GOAL -> Extract, from the listing that follows, each line containing the word "React".

COLLECTED MATERIAL ->
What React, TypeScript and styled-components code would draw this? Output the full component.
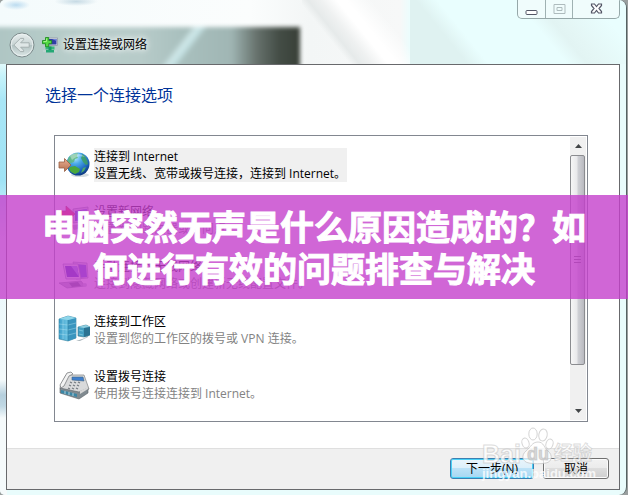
import React from "react";
import styled, { createGlobalStyle } from "styled-components";

const GlobalStyle = createGlobalStyle`
  *, *::before, *::after { box-sizing: border-box; }
  html, body, #root { margin: 0; padding: 0; }
  body {
    background: #9a9f9f;
    font-family: "Open Sans", "Noto Sans CJK SC", sans-serif;
    font-size: 12px;
    color: #000;
  }
  button { font: inherit; color: inherit; margin: 0; padding: 0; }
`;

const Page = styled.main`
  position: relative;
  display: flex;
  min-height: 100vh;
  padding-right: 1px;
`;

const Window = styled.section`
  flex: 1;
  min-width: 0;
  display: flex;
  flex-direction: column;
  padding: 0 6px 5px 6px;
  border-right: 1px solid #566263;
  border-radius: 5px 8px 8px 5px;
  background:
    linear-gradient(180deg, #c4dcdc00 60px, #c6f3fa 76px, #a9e6f6 100px, #9fe3f5 180px, #e8f8fc 240px, #f4fafb 380px, #b5cfdd 395px, #c0d8e4 406px, #f5fafb 418px) left / 7px 100% no-repeat,
    #e9fcfc;
`;

const TitleBar = styled.header`
  position: relative;
  display: flex;
  justify-content: space-between;
  height: 64px;
  margin: 0 -6px;
  padding: 0 6px 0 9px;
  border-radius: 5px 8px 0 0;
  overflow: hidden;
  background:
    radial-gradient(ellipse at center, #bcdcf0 0, #bcdcf000 70%) 2px 0 / 28px 10px no-repeat,
    radial-gradient(ellipse at center, #c6dae4 0, #c6dae400 70%) 54px -3px / 44px 9px no-repeat,
    linear-gradient(51deg, transparent 30%, #e6eaea 36%, #eff1f1 44%, #ffffff 54%, #ffffff 60%, #ffffff00 76%) 302px 0 / 108px 64px no-repeat,
    linear-gradient(51deg, #dff2f1 0, #dff2f1 38%, #e9fefe 52%) 410px 0 / 100px 64px no-repeat,
    linear-gradient(51deg, #e9fefe 34%, #e2f4f3 46%, #e4f6f5 54%, #e9fefe 80%) 510px 0 / 116px 64px no-repeat,
    linear-gradient(90deg, #f4fbfc, #fbfdfd 250px, #f3f6f6 310px, #f7f8f8 400px, #e9fefe 412px);
`;

const Glass = styled.div`
  position: relative;
  isolation: isolate;
  display: flex;
  align-items: center;
  align-self: flex-end;
  width: 291px;
  height: 38px;
  &::before {
    content: "";
    position: absolute;
    z-index: -1;
    inset: 1px 0 -8px -18px;
    background:
      linear-gradient(128deg, transparent 46%, #cfe7e8 52%, #c6e3e5 56%, transparent 62%) 146px 0 / 80px 46px no-repeat,
      linear-gradient(90deg, #aec5c3 0, #b9cecb 90px, #b7cbc9 150px, #a9c0be 190px, #a0b6b4 240px, #66716c 266px, #444d46 288px, #383f37 309px);
    filter: blur(2px);
  }
`;

const BackButton = styled.button`
  width: 26px;
  height: 26px;
  border: 0;
  background: none;
  svg { display: block; }
`;

const Caption = styled.h1`
  display: flex;
  align-items: center;
  gap: 5px;
  margin: 0 0 0 7px;
  font-size: 12px;
  font-weight: 400;
  line-height: 18px;
  text-shadow: 0 0 5px #fff, 0 0 8px #fff;
`;

const WindowControls = styled.div`
  display: flex;
  height: 19px;
  border: 1px solid #96a8a9;
  border-top: 0;
  border-radius: 0 0 5px 5px;
  background: #f0fcfc;
`;

const ControlButton = styled.button<{ $wide?: boolean }>`
  display: grid;
  place-items: center;
  width: ${({ $wide }) => ($wide ? 47 : 27)}px;
  border: 0;
  background: none;
  & + & { border-left: 1px solid #9fb1b2; }
`;

const Panel = styled.div`
  flex: 1;
  display: flex;
  flex-direction: column;
  border: 1px solid #68696c;
  background: #fff;
`;

const Content = styled.div`
  flex: 1;
  display: flex;
  flex-direction: column;
  padding: 18px 31px 26px 38px;
`;

const Heading = styled.h2`
  margin: 0 0 28px;
  color: #003399;
  font-size: 16px;
  font-weight: 400;
  line-height: 24px;
`;

const ListFrame = styled.div`
  flex: 1;
  display: flex;
  margin-left: 9px;
  padding: 1px;
  border: 1px solid #828790;
`;

const OptionList = styled.ul`
  flex: 1;
  min-width: 0;
  display: flex;
  flex-direction: column;
  gap: 21px;
  margin: 0;
  padding: 11px 2px;
  list-style: none;
`;

const Option = styled.button`
  display: flex;
  align-items: center;
  gap: 4px;
  border: 0;
  background: none;
  text-align: left;
  svg { display: block; flex: none; }
`;

const OptionText = styled.span<{ $selected?: boolean }>`
  display: flex;
  flex-direction: column;
  padding-right: 1px;
  line-height: 17px;
  white-space: nowrap;
  background: ${({ $selected }) => ($selected ? "#f0f0f0" : "transparent")};
`;

const Description = styled.span<{ $selected?: boolean }>`
  color: ${({ $selected }) => ($selected ? "#000" : "#838383")};
`;

const ScrollBar = styled.div`
  display: flex;
  flex-direction: column;
  width: 16px;
  background: #f0f0f0;
`;

const ScrollArrow = styled.button`
  display: grid;
  place-items: center;
  height: 18px;
  border: 0;
  background: none;
`;

const ScrollTrack = styled.div`
  flex: 1;
  display: flex;
  flex-direction: column;
`;

const ScrollThumb = styled.div`
  display: grid;
  place-items: center;
  height: 85%;
  margin-right: 1px;
  border: 1px solid #8b8c90;
  border-radius: 2px;
  background: linear-gradient(90deg, #f6f6f6 0, #e9e9eb 45%, #cfd0d5 55%, #b9bac0 100%);
`;

const Footer = styled.footer`
  display: flex;
  justify-content: flex-end;
  gap: 9px;
  padding: 9px 10px 10px;
  border-top: 1px solid #dfdfdf;
  background: #f0f0f0;
`;

const ActionButton = styled.button<{ $primary?: boolean }>`
  width: ${({ $primary }) => ($primary ? 84 : 66)}px;
  height: 21px;
  line-height: 18px;
  border-radius: 3px;
  border: 1px solid ${({ $primary }) => ($primary ? "#3c7fb1" : "#707070")};
  box-shadow: inset 0 0 0 1px ${({ $primary }) => ($primary ? "#48d1f7" : "#fbfbfb")};
  background: ${({ $primary }) =>
    $primary
      ? "linear-gradient(#eaf5fb 0, #dceffa 48%, #bce2f7 50%, #a5d7f2 100%)"
      : "linear-gradient(#f2f2f2 0, #ebebeb 48%, #dddddd 50%, #cfcfcf 100%)"};
`;

const Banner = styled.div`
  position: absolute;
  top: 195px;
  left: 0;
  right: 0;
  padding: 10px 40px;
  background: rgba(196, 64, 204, 0.8);
  color: #fff;
  font-family: "Noto Sans CJK SC", sans-serif;
  font-size: 34px;
  font-weight: 700;
  line-height: 42px;
  text-align: center;
  -webkit-text-stroke: 1px #fff;
`;

const Watermark = styled.div`
  position: absolute;
  right: 34px;
  bottom: 14px;
  width: 112px;
  pointer-events: none;
  color: rgba(255, 255, 255, 0.8);
  font-family: "Liberation Sans", "Noto Sans CJK SC", sans-serif;
`;

const WatermarkLogo = styled.div`
  display: flex;
  align-items: flex-end;
  height: 40px;
  font-size: 25px;
  font-weight: 700;
  line-height: 25px;
  -webkit-text-stroke: 1px rgba(185, 185, 185, 0.5);
  svg { display: block; }
`;

const Paw = styled.span`
  position: relative;
  width: 33px;
  height: 40px;
`;

const PawText = styled.span`
  position: absolute;
  left: 6px;
  bottom: 3px;
  color: rgba(205, 205, 205, 0.8);
  font-size: 18px;
  line-height: 20px;
`;

const WatermarkSuffix = styled.span`
  font-size: 19px;
  line-height: 26px;
`;

const WatermarkSite = styled.div`
  font-size: 13px;
  font-weight: 700;
  line-height: 14px;
  text-align: center;
  white-space: nowrap;
`;

const BackIcon = () => (
  <svg width="26" height="26" viewBox="0 0 26 26" aria-hidden="true">
    <defs>
      <linearGradient id="orb" x2="0" y2="1">
        <stop stopColor="#e8eeee" />
        <stop offset=".48" stopColor="#c9d5d5" />
        <stop offset=".52" stopColor="#b4c4c4" />
        <stop offset="1" stopColor="#dce7e6" />
      </linearGradient>
    </defs>
    <circle cx="13" cy="13" r="12" fill="url(#orb)" stroke="#7d8b8c" />
    <circle cx="13" cy="13" r="10.8" fill="none" stroke="#edf4f4" strokeWidth=".8" />
    <path d="M4.8 13 11.4 6.4h3.2v1.4l-3 3h8.6v4.4h-8.6l3 3v1.4h-3.2Z" fill="#dfe7e7" stroke="#a0acac" strokeWidth=".9" />
  </svg>
);

const NetworkIcon = () => (
  <svg width="16" height="16" viewBox="0 0 16 16" aria-hidden="true">
    <rect x="6" y="1" width="9.5" height="7.5" fill="#d8dce4" stroke="#8c929e" strokeWidth=".7" />
    <path d="M7 2h7.5v5.5H7Z" fill="#303da5" />
    <path d="M10 2h4.5v2Z" fill="#6f87da" />
    <path d="M3.5 9.5h9v3h-9Z" fill="#36b878" />
    <path d="M6.5 9.5h3v4h-3Z" fill="#159861" />
    <path d="M1 13.5h14v1H1Z" fill="#c7dad4" />
    <path d="M4 13h8v2.5H4Z" fill="#23a875" />
    <path d="M3.5.5h3.2v3h3v3.2h-3v3H3.5v-3h-3V3.5h3Z" fill="#55d843" stroke="#16851b" strokeWidth=".8" />
    <path d="M4.5 1.5v3h-3" stroke="#b9f79c" fill="none" strokeWidth=".8" />
  </svg>
);

const GlobeIcon = () => (
  <svg width="32" height="32" viewBox="0 0 32 32" aria-hidden="true">
    <defs>
      <radialGradient id="sea" cx=".38" cy=".22" r=".8">
        <stop stopColor="#b8ebff" />
        <stop offset=".35" stopColor="#4aa9e8" />
        <stop offset=".75" stopColor="#1d66bd" />
        <stop offset="1" stopColor="#0b377f" />
      </radialGradient>
      <linearGradient id="arrow" x2="0" y2="1">
        <stop stopColor="#e9b095" />
        <stop offset="1" stopColor="#b56e4d" />
      </linearGradient>
    </defs>
    <ellipse cx="22" cy="26" rx="9" ry="2" fill="#b8c4cb" opacity=".6" />
    <circle cx="20" cy="15" r="11.5" fill="url(#sea)" />
    <path d="M11 8c3-3 6-4 9-4l-1 3 1 2-3 1-1 3-3 1-2 2-2-2c0-2 1-4 2-6Z" fill="#62b97c" opacity=".85" />
    <path d="m24 5 3 2 2 4 1 4-2 1-3-3-2-4 1-2Z" fill="#3d9f63" opacity=".85" />
    <path d="m12 18 5-1 5 3-1 3-4 2-4-2-2-3Z" fill="#49a83c" />
    <path d="m25 19 3-1-2 4-3 2Z" fill="#4fa968" />
    <path d="M12 7c4-4 11-3 15 1-5-2-10 0-13 3Z" fill="#fff" opacity=".35" />
    <path d="M1 13h5.500V9.500L13 16l-6.500 6.500V19H1Z" fill="url(#arrow)" stroke="#986044" strokeWidth=".8" />
  </svg>
);

const NewNetworkIcon = () => (
  <svg width="32" height="32" viewBox="0 0 32 32" aria-hidden="true">
    <path d="M15 5 30 3v14l-15 2Z" fill="#d0d4e0" stroke="#747b91" strokeWidth=".7" />
    <path d="m17 7 12-2v11l-12 1Z" fill="#304cc2" />
    <path d="m23 6 6-1v11Z" fill="#627ce0" />
    <path d="m13 21 15-1 3 3-15 3Z" fill="#aab1bd" />
    <path d="M1 7h7V2l9 8-8 7v-5H1Z" fill="#f02030" stroke="#a01f2c" strokeWidth=".7" />
  </svg>
);

const WirelessIcon = () => (
  <svg width="32" height="32" viewBox="0 0 32 32" aria-hidden="true">
    <path d="m15 3 14 1 1 15-12 1Z" fill="#cbd0e0" stroke="#8189a5" strokeWidth=".7" />
    <path d="m17 5 11 1 1 12-10 1Z" fill="#414bd0" />
    <path d="M5 5h15l3 15H8Z" fill="#dfe3ef" stroke="#7981a2" strokeWidth=".7" />
    <path d="M7 7h12l2 11H9Z" fill="#2420b0" />
    <path d="m13 7 6 0 2 11Z" fill="#7684e5" />
    <path d="m1 24 22-2 4 5-18 2Z" fill="#a9b0be" stroke="#727b8c" strokeWidth=".7" />
    <path d="m11 24 9-1 3 4-9 1Z" fill="#526075" />
    <circle cx="27" cy="26" r="2" fill="#bfc3cf" />
  </svg>
);

const WorkplaceIcon = () => (
  <svg width="32" height="32" viewBox="0 0 32 32" aria-hidden="true">
    <defs>
      <linearGradient id="tower"><stop stopColor="#3d9fca" /><stop offset=".45" stopColor="#68bfe0" /><stop offset="1" stopColor="#389bc4" /></linearGradient>
    </defs>
    <path d="m18 27 9-3 5-6-2 5-8 4Z" fill="#adb9be" />
    <path d="m1 5 9-3 8 2v20l-8 3-9-2Z" fill="url(#tower)" stroke="#327f9e" strokeWidth=".6" />
    <path d="m10 6 8-2v20l-8 3Z" fill="#3a95be" />
    <path d="m1 5 9-3 8 2-8 2Z" fill="#8fd6ea" />
    <path d="M5 6v19M1 10l9 1 8-2M1 15l9 1 8-2M1 20l9 1 8-2" stroke="#b8e8f5" strokeOpacity=".6" fill="none" strokeWidth=".7" />
    <path d="M10 6v21" stroke="#2b7fa3" strokeWidth=".6" />
    <path d="m20 13 8-2 4 2v8l-6 2-6-1Z" fill="#439fc2" stroke="#397b91" strokeWidth=".6" />
    <path d="m20 13 8-2 4 2-6 1Z" fill="#91cfe0" />
    <path d="M26 14v9l6-2v-8Z" fill="#2b7392" />
    <path d="m21 16 4 1m-4 3 4 1" stroke="#a8e4ee" strokeOpacity=".7" strokeWidth=".7" />
  </svg>
);

const PhoneIcon = () => (
  <svg width="32" height="32" viewBox="0 0 32 32" aria-hidden="true">
    <path d="m2 18 6-12 18 0 5 14-9 6-19-4Z" fill="#d9dadb" stroke="#8b8e8f" strokeWidth=".8" />
    <path d="m2 19 19 4 9-4v5l-9 6-19-6Z" fill="#808a90" stroke="#5b6368" strokeWidth=".6" />
    <path d="m3 21 16 4v3L3 24Z" fill="#3a87a6" />
    <path d="M7 22v3m4-2v3m4-2v3" stroke="#b7ced6" />
    <path d="m14 8 11 0 1 4-12-1Z" fill="#3f7fce" stroke="#426483" strokeWidth=".6" />
    <path d="m9 4 4-1 2 2-4 2-5 10-3 2-1-3Z" fill="#f3f3f3" stroke="#7b7e80" strokeWidth=".8" />
    <path d="m12 13 2 1m2-1 2 1m2-1 2 1M11 16l2 1m2-1 2 1m2-1 2 1M10 19l2 1m2-1 2 1m2-1 2 1" stroke="#73797e" strokeWidth="1.200" />
    <path d="m22 22 8-4v2l-8 5Z" fill="#d6d6d6" />
  </svg>
);

const PawIcon = () => (
  <svg width="33" height="38" viewBox="0 0 33 38" aria-hidden="true">
    <g fill="#ffffff" fillOpacity=".75" stroke="#bdbdbd" strokeOpacity=".65">
      <ellipse cx="12" cy="7" rx="4.200" ry="6" />
      <ellipse cx="22" cy="8" rx="4.200" ry="6" transform="rotate(12 22 8)" />
      <ellipse cx="4.500" cy="16" rx="3.500" ry="5" transform="rotate(-18 4.500 16)" />
      <ellipse cx="28.500" cy="17" rx="3.500" ry="5" transform="rotate(18 28.500 17)" />
      <path d="M17 15c6 0 6 6 10 9 5 4 4 11-2 12-5 1-12 1-17 0-7-1-8-8-3-12 5-4 6-9 12-9Z" />
    </g>
  </svg>
);

const ArrowGlyph = ({ down = false }: { down?: boolean }) => (
  <svg width="7" height="4" viewBox="0 0 7 4" aria-hidden="true">
    <path d={down ? "M0 0h7L3.500 4Z" : "M0 4h7L3.500 0Z"} fill="#424547" />
  </svg>
);

const options = [
  { title: "连接到 Internet", description: "设置无线、宽带或拨号连接，连接到 Internet。", Icon: GlobeIcon },
  { title: "设置新网络", description: "配置新的路由器或访问点。", Icon: NewNetworkIcon },
  { title: "手动连接到无线网络", description: "连接到隐藏网络或创建新无线配置文件。", Icon: WirelessIcon },
  { title: "连接到工作区", description: "设置到您的工作区的拨号或 VPN 连接。", Icon: WorkplaceIcon },
  { title: "设置拨号连接", description: "使用拨号连接连接到 Internet。", Icon: PhoneIcon },
];

export default function App() {
  const [selected, setSelected] = React.useState(0);
  return (
    <>
      <GlobalStyle />
      <Page>
        <Window>
          <TitleBar>
            <Glass>
              <BackButton aria-label="返回"><BackIcon /></BackButton>
              <Caption><NetworkIcon />设置连接或网络</Caption>
            </Glass>
            <WindowControls>
              <ControlButton aria-label="最小化">
                <svg width="13" height="15" viewBox="0 0 13 15"><rect x="1" y="8.500" width="11" height="4" rx="1" fill="#fff" stroke="#535666" /></svg>
              </ControlButton>
              <ControlButton aria-label="最大化" disabled>
                <svg width="13" height="11" viewBox="0 0 13 11"><path d="M1 .5h11v9H1Zm3 3h5v3H4Z" fill="none" stroke="#aebbbd" /></svg>
              </ControlButton>
              <ControlButton aria-label="关闭" $wide>
                <svg width="13" height="12" viewBox="0 0 13 12"><path d="M1.500 1h3l2 2.500 2-2.500h3v1.500L9 5.500l2.500 3V10h-3l-2-2.500-2 2.500h-3V8.500L4 5.500l-2.500-3Z" fill="#fff" stroke="#535666" strokeWidth="1.200" /></svg>
              </ControlButton>
            </WindowControls>
          </TitleBar>
          <Panel>
            <Content>
              <Heading>选择一个连接选项</Heading>
              <ListFrame>
                <OptionList>
                  {options.map(({ title, description, Icon }, index) => (
                    <li key={title}>
                      <Option aria-pressed={selected === index} onClick={() => setSelected(index)}>
                        <Icon />
                        <OptionText $selected={selected === index}>
                          <span>{title}</span>
                          <Description $selected={selected === index}>{description}</Description>
                        </OptionText>
                      </Option>
                    </li>
                  ))}
                </OptionList>
                <ScrollBar>
                  <ScrollArrow aria-label="向上滚动"><ArrowGlyph /></ScrollArrow>
                  <ScrollTrack>
                    <ScrollThumb>
                      <svg width="7" height="8" viewBox="0 0 7 8" aria-hidden="true"><path d="M0 .5h7M0 3.500h7M0 6.500h7" stroke="#686b70" /></svg>
                    </ScrollThumb>
                  </ScrollTrack>
                  <ScrollArrow aria-label="向下滚动"><ArrowGlyph down /></ScrollArrow>
                </ScrollBar>
              </ListFrame>
            </Content>
            <Footer>
              <ActionButton $primary>下一步(N)</ActionButton>
              <ActionButton>取消</ActionButton>
            </Footer>
          </Panel>
        </Window>
        <Banner>电脑突然无声是什么原因造成的？如何进行有效的问题排查与解决</Banner>
        <Watermark>
          <WatermarkLogo>
            <span>Bai</span>
            <Paw><PawIcon /><PawText>du</PawText></Paw>
            <WatermarkSuffix>经验</WatermarkSuffix>
          </WatermarkLogo>
          <WatermarkSite>jingyan.baidu.com</WatermarkSite>
        </Watermark>
      </Page>
    </>
  );
}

FINAL ANSWER ->
What React, TypeScript and styled-components code would draw this? Output the full component.
import React from "react";
  const [selected, setSelected] = React.useState(0);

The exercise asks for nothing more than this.